İktidar cinsel istismarda rıza yaşını düşürerek veya çeşitli aflar getirerek cinsel istismar zanlılarını korumaya çalışıyor. Ancak günümüzün yargı pratiğine baktığımızda esasen taciz ve istismar zanlılarının pek de bu korumaya ihtiyaçları yok.

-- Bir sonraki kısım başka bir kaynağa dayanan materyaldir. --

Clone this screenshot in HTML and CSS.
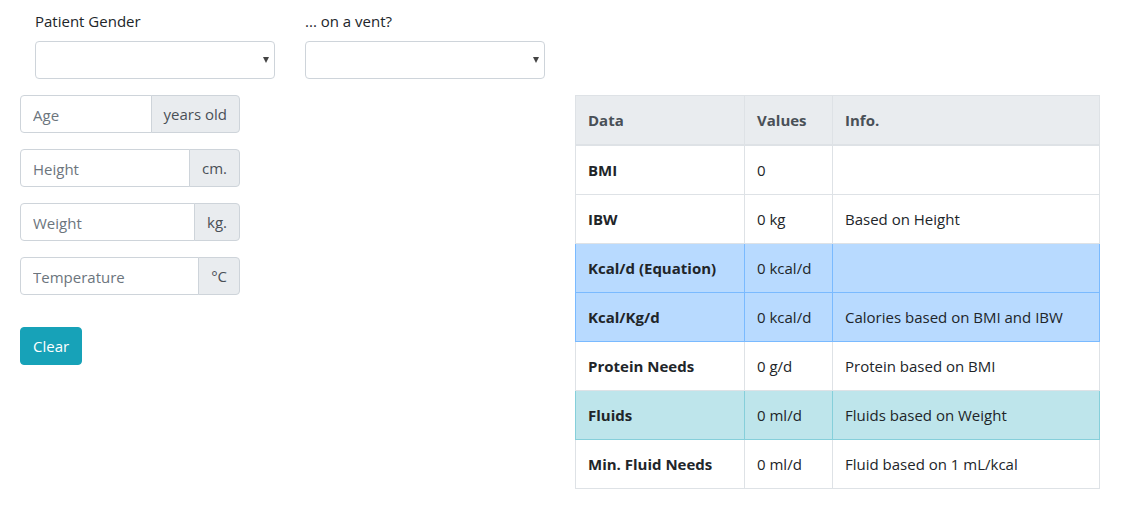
FILE: index.html
```html
<!DOCTYPE html>
<html lang="en">
<head>
<meta charset="utf-8">
<title>Nutrition Calculator</title>
<link rel="stylesheet" href="styles.css">
</head>
<body>
<div class="page">
  <div class="selects">
    <div class="field">
      <label class="label">Patient Gender</label>
      <div class="select-wrap">
        <select class="select"><option></option><option>Male</option><option>Female</option></select>
        <span class="caret"></span>
      </div>
    </div>
    <div class="field">
      <label class="label">... on a vent?</label>
      <div class="select-wrap">
        <select class="select"><option></option><option>Yes</option><option>No</option></select>
        <span class="caret"></span>
      </div>
    </div>
  </div>
  <div class="main">
    <div class="inputs">
      <div class="group"><input class="input" placeholder="Age"><span class="addon">years old</span></div>
      <div class="group"><input class="input" placeholder="Height"><span class="addon">cm.</span></div>
      <div class="group"><input class="input" placeholder="Weight"><span class="addon">kg.</span></div>
      <div class="group"><input class="input" placeholder="Temperature"><span class="addon">°C</span></div>
      <button class="btn">Clear</button>
    </div>
    <table class="table">
      <colgroup><col class="c1"><col class="c2"><col class="c3"></colgroup>
      <thead>
        <tr><th>Data</th><th>Values</th><th>Info.</th></tr>
      </thead>
      <tbody>
        <tr><th>BMI</th><td>0</td><td></td></tr>
        <tr><th>IBW</th><td>0 kg</td><td>Based on Height</td></tr>
        <tr class="primary"><th>Kcal/d (Equation)</th><td>0 kcal/d</td><td></td></tr>
        <tr class="primary"><th>Kcal/Kg/d</th><td>0 kcal/d</td><td>Calories based on BMI and IBW</td></tr>
        <tr><th>Protein Needs</th><td>0 g/d</td><td>Protein based on BMI</td></tr>
        <tr class="info"><th>Fluids</th><td>0 ml/d</td><td>Fluids based on Weight</td></tr>
        <tr><th>Min. Fluid Needs</th><td>0 ml/d</td><td>Fluid based on 1 mL/kcal</td></tr>
      </tbody>
    </table>
  </div>
</div>
</body>
</html>
```
FILE: styles.css
```css
* { box-sizing: border-box; }
html, body { margin: 0; padding: 0; background: #fff; }
body {
  font-family: "Open Sans", "Noto Sans", "Liberation Sans", sans-serif;
  font-size: 15px;
  line-height: 24px;
  color: #212529;
}
.page { padding: 9px 0 0 20px; }
.selects { display: flex; gap: 30px; padding-left: 15px; margin-bottom: 16px; }
.field { width: 240px; display: flex; flex-direction: column; }
.label { display: block; margin-bottom: 8px; }
.select-wrap { position: relative; }
.select {
  -webkit-appearance: none; appearance: none;
  width: 240px; height: 38px;
  border: 1px solid #ced4da; border-radius: 4px;
  background: #fff; font: inherit; color: #495057;
  padding: 6px 12px;
}
.caret {
  position: absolute; right: 6px; top: 16px;
  width: 0; height: 0;
  border-left: 3.5px solid transparent;
  border-right: 3.5px solid transparent;
  border-top: 6px solid #444;
}
.main { display: grid; grid-template-columns: 220px 525px; column-gap: 335px; align-items: start; }
.inputs { display: flex; flex-direction: column; align-items: flex-start; }
.group { display: flex; width: 220px; height: 38px; margin-bottom: 16px; }
.input {
  flex: 1; min-width: 0;
  border: 1px solid #ced4da; border-radius: 4px 0 0 4px;
  padding: 7px 12px 5px; font: inherit; color: #495057; background: #fff;
}
.input::placeholder { color: #6c757d; }
.addon {
  display: flex; align-items: center;
  padding: 6px 12px; margin-left: -1px;
  background: #e9ecef; color: #495057;
  border: 1px solid #ced4da; border-radius: 0 4px 4px 0;
  white-space: nowrap;
}
.btn {
  margin-top: 16px;
  background: #17a2b8; color: #fff;
  border: 1px solid #17a2b8; border-radius: 4px;
  font: inherit; padding: 6px 12px; height: 38px;
}
.table { border-collapse: collapse; width: 525px; table-layout: fixed; }
.c1 { width: 169px; }
.c2 { width: 88px; }
.table th, .table td {
  border: 1px solid #dee2e6;
  padding: 12px;
  text-align: left;
  vertical-align: top;
  height: 49px;
  white-space: nowrap;
}
.table th { font-weight: 700; }
.table td { font-weight: 400; }
.table thead th {
  background: #e9ecef; color: #495057;
  border-bottom: 2px solid #dee2e6;
  height: 49px;
}
.table tr.primary th, .table tr.primary td { background: #b8daff; border-color: #7abaff; }
.table tr.info th, .table tr.info td { background: #bee5eb; border-color: #86cfda; }
```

Son süreçte takip ettiğimiz istismar ve taciz davalarından zanlıların ceza almasının önünde ne kadar çok engel olduğunu görüyoruz. Taciz ve istismar davalarında savcılar mütalaalarında önce masumiyet karinesine vurgu yapıyor, sonra da sanıkların atılı suçu işlediklerine dair her türlü şüpheden uzak, kesin ve inandırıcı delil elde edilemediği gerekçesiyle sanıkların beraatlerini talep ediyor; mahkemeler de aynı gerekçelerle beraat kararları veriyor. Her nasılsa yerel mahkemelerde cezalandırma kararı çıkan dosyalarda ise üst mahkemeler yine suçun ispatlanamadığı gerekçesi ile bozma kararları veriyor.
Bizler suç tipi istismar veya taciz olduğunda, yargının en çok başvurduğu ilkenin masumiyet karinesi olduğunu her seferinde görmekten bıktık. Bu dosyalarda mağdur çocukların tutarlı ifadelerine, uzmanların verdikleri çocukların beyanlarına itibar edilebileceğine dair raporlara rağmen çocukların anlattıkları yok sayılarak verilen beraat kararlarından tiksindik.
Soruyoruz:
Çocukların beyanlarının itibar edilebilir olduğuna dair raporlar gözetilmeyecekse neden çocuklara olaydan nice sonra aynı travmayı yaşatmak pahasına yeniden raporlar aldırılıyor?
İstismar davasında nasıl deliller arıyorsunuz? İstismarcıların ceza alması için tanıklar önünde mi fiillerini gerçekleştirmeleri, suçüstü mü yakalanmaları gerekiyor?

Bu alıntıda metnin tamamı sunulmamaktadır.